As David Cameron just discovered. (Mind you, it doesn't explain how Barack Obama has got away with it for so long.)


  1. Or consider this: "Though there are obvious differences between the fanatical Christian, the fanatical Mohammedan, the fanatical nationalists, the fanatical Communist and the fanatical Nazi, it is yet true that the fanaticism which animates them may be viewed and treated as one... However different the holy causes people die for, they perhaps die basically for the same thing."
    Fanaticism is fanaticism is fanaticism.
    We fail Hoffer when we select one version of fanaticism and claim it as 'worst'.
    Incidentally - re violence and the NT - haven't you read the Book of Revelations? Aren't you aware of JC's advice to his disciples that they 'buy a sword'?
    My first degree taught me this: that we don't see things as they are, we see them as WE are.

    1. First, I have never suggested that Radical Islam is worse than other forms of fanaticism (it may be, I suppose - but I haven't said it is). It just happens to be the most immediately threatening (to Muslims and non-Muslims alike). Were Christian fanatics to start ploughing trucks into crowds and beheading imams in mosques and letting off suicide bombs, I - and the rest of the civilised world - would no doubt turn out attention to the threat from Radical Christianity. (If you hear of Christians doing any of these things, be sure to let everyone know.)

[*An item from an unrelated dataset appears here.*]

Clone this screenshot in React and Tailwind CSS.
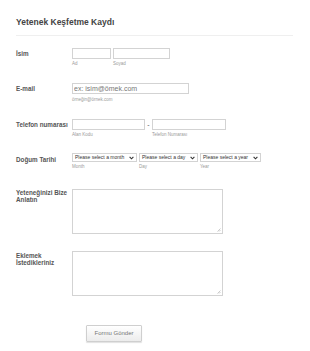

      Funnily enough, I re-read the Book of Revelation (it's singular, by the way) for the umpteenth just last week, in tandem with an extremely enlightening online commentary.

      Your "first" degree? What was that you said about playing the academic card?

      I see that you employ the breezy "JC" to refer to Jesus Christ. I wonder if you're in the habit of employing similarly semi-humorous devices when referring to the founder of Islam. Or would that be insensitive? Well, at least it's unlikely that any Christian will take offence: we're a very tolerant lot.

      With that, our non-meeting of minds must, I'm afraid, come to an end.


  2. It's quite possible I have missed something, but can anyone clarify for me what Hoffer meant when he wrote of "opportunities for action"?

    1. I think Hoffer just meant that there were plenty of opportunities for gainful employment, what with a large private business sector and (historically) lots of work available in the colonies and related professions such as the merchant navy and the military - and fewer barriers to advancement than in most other societies, and more personal liberty, meaning people could move where they wanted and do what they wanted, and fewer restrictions on employment based on caste or religion. (Hoffer doesn't specifically mention that Anglo-Saxon countries were mainly Protestant, but many have argued that this boosts business and general busyness.)

    2. A European historian (I can't remember who) said that Nazism occurred in Germany rather than England because Germans didn't have hobbies.

    3. Whoever said it, Tomahawk, it sounds spot on (I had a hunt online, but couldn't track the quote down). It reminds me of Noel Coward's lines about Britain being a nation of gardeners, from his script for "This Happy Breed". Sorry to quote myself, but here's what I wrote about the film:

      Coward’s conservative (and evidently deeply approving) view of English attitudes is most clearly expressed in a conversation later the same evening between Frank and Ethel, who’ve escaped to the back room to avoid Aunt Sylvia’s terrible singing. Ethel is fretting about Sam’s revolutionary posturing: “But it’s wrong, isn’t it, all this ‘down with everything’ business?”. In response, Frank delivers one of the film’s key messages: “Where they go wrong is trying to get things done too quickly, and we don’t like doing things quickly in this country. It’s like gardening. Somebody once said we was a nation of gardeners. And they weren’t far wrong. We like planting things and watching them grow, looking out for changes in the weather… What works in other countries won’t work in this one. We got our own way of settling things. It may be a bit slow, and it may be a bit dull, but it suits us all right. And always will.”

  3. Ah, the great Protestant work ethic! Thanks, Scott, I can be unbelievably dim at times.